Historisch verstanden bezieht sich dieses Gleichnis auf den Aufbau Zions und den Schutz seiner geistlichen und materiellen Grundlagen. Die „Diener“ können sowohl einzelne Mitglieder als auch Führer der Kirche darstellen, die ihrer Aufgabe nicht vollständig nachgekommen sind. Zugleich ist es eine Aufforderung an alle Gläubigen, künftig wachsamer und gehorsamer zu sein, damit die Arbeit des Herrn nicht durch Vernachlässigung gefährdet wird.
Sammlung und heilige Orte
Die Offenbarung betont mehrfach die Notwendigkeit, dass die Heiligen sich weiterhin sammeln und ihre Gemeinschaft in geordneten, vom Herrn bestimmten Orten festigen. Auch wenn die Rückkehr nach Jackson County vorerst verschoben ist, bleibt das Prinzip der Sammlung in Kraft. Heilige Orte – sei es in Kirtland, Far West oder anderswo – sollen als Zentren geistlichen Lebens dienen.
Politische Dimension: Die Verfassung und das Recht auf Freiheit
Ein besonders bemerkenswerter Teil des Abschnitts würdigt die Verfassung der Vereinigten Staaten als von Gott inspiriert. Sie habe den Zweck, jedem Menschen das Recht auf Freiheit und Eigentum zu sichern und vor Unterdrückung zu schützen. Die Heiligen werden ermahnt, ihre Rechte auf legale Weise zu verteidigen, notfalls bis vor die höchsten Gerichte. Hier wird eine deutliche Verbindung zwischen göttlichem Auftrag und bürgerlicher Ordnung gezogen: Der Aufbau Zions geschieht nicht im rechtsfreien Raum, sondern in Achtung und Nutzung der rechtlichen Möglichkeiten, die Gott durch menschliche Institutionen bereitgestellt hat.

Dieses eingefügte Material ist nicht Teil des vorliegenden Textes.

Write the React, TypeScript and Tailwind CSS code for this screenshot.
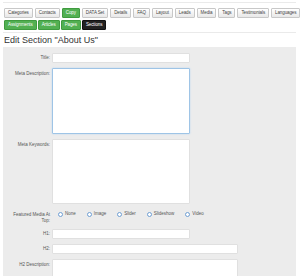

Diese Perspektive war praktisch relevant, weil die Führer der Kirche tatsächlich planten, eine formale Petition an die Regierung Missouris und, falls nötig, an den Präsidenten der Vereinigten Staaten zu richten. Dieser Teil der Offenbarung wurde als direkte Aufforderung verstanden, juristische und politische Mittel zu ergreifen, um Gerechtigkeit zu erlangen.
Durchhalten und Beharrlichkeit
Die letzten Verse des Abschnitts greifen das biblische Gleichnis von der hartnäckigen Witwe (Lukas 18) auf, die immer wieder zum Richter ging, bis dieser ihr Recht verschaffte. Die Heiligen sollten nicht in Resignation verfallen, sondern in beständigem, gesetzmäßigem Handeln für ihre Rechte eintreten, und dabei auf die Unterstützung Gottes vertrauen.
Diese Ermahnung verband geistliche und praktische Ebenen: Das Ringen um Zion war sowohl ein Glaubensakt als auch ein gesellschaftlicher Prozess. Die Mitglieder mussten bereit sein, für ihre Rechte einzustehen, und gleichzeitig im Glauben fest zu bleiben, auch wenn die Erfüllung der Verheißungen noch ausstand.
Wirkungsgeschichte
Die Offenbarung von Dezember 1833 prägte die Haltung der Kirche in den folgenden Monaten und Jahren. Sie motivierte zur Organisation des sogenannten „Zionslagers“ im Jahr 1834, einer Expedition von über 200 Männern aus Ohio und anderen Staaten nach Missouri, um den vertriebenen Heiligen zu helfen und die Rückkehr nach Jackson County zu ermöglichen. Zwar führte das Zionslager nicht zu einer unmittelbaren Rückkehr, doch festigte es das Gemeinschaftsgefühl und bereitete die Führerschaft künftiger Apostel vor.
Die theologische Deutung von Leid als Läuterung, die Verbindung von geistlicher und bürgerlicher Ordnung sowie die Betonung von Sammlung und heiligen Orten sind bis heute prägende Themen in der Auslegung von Abschnitt 101. Für die damaligen Mitglieder bot die Offenbarung Trost, Orientierung und konkrete Handlungsanweisungen in einer Zeit tiefer Unsicherheit.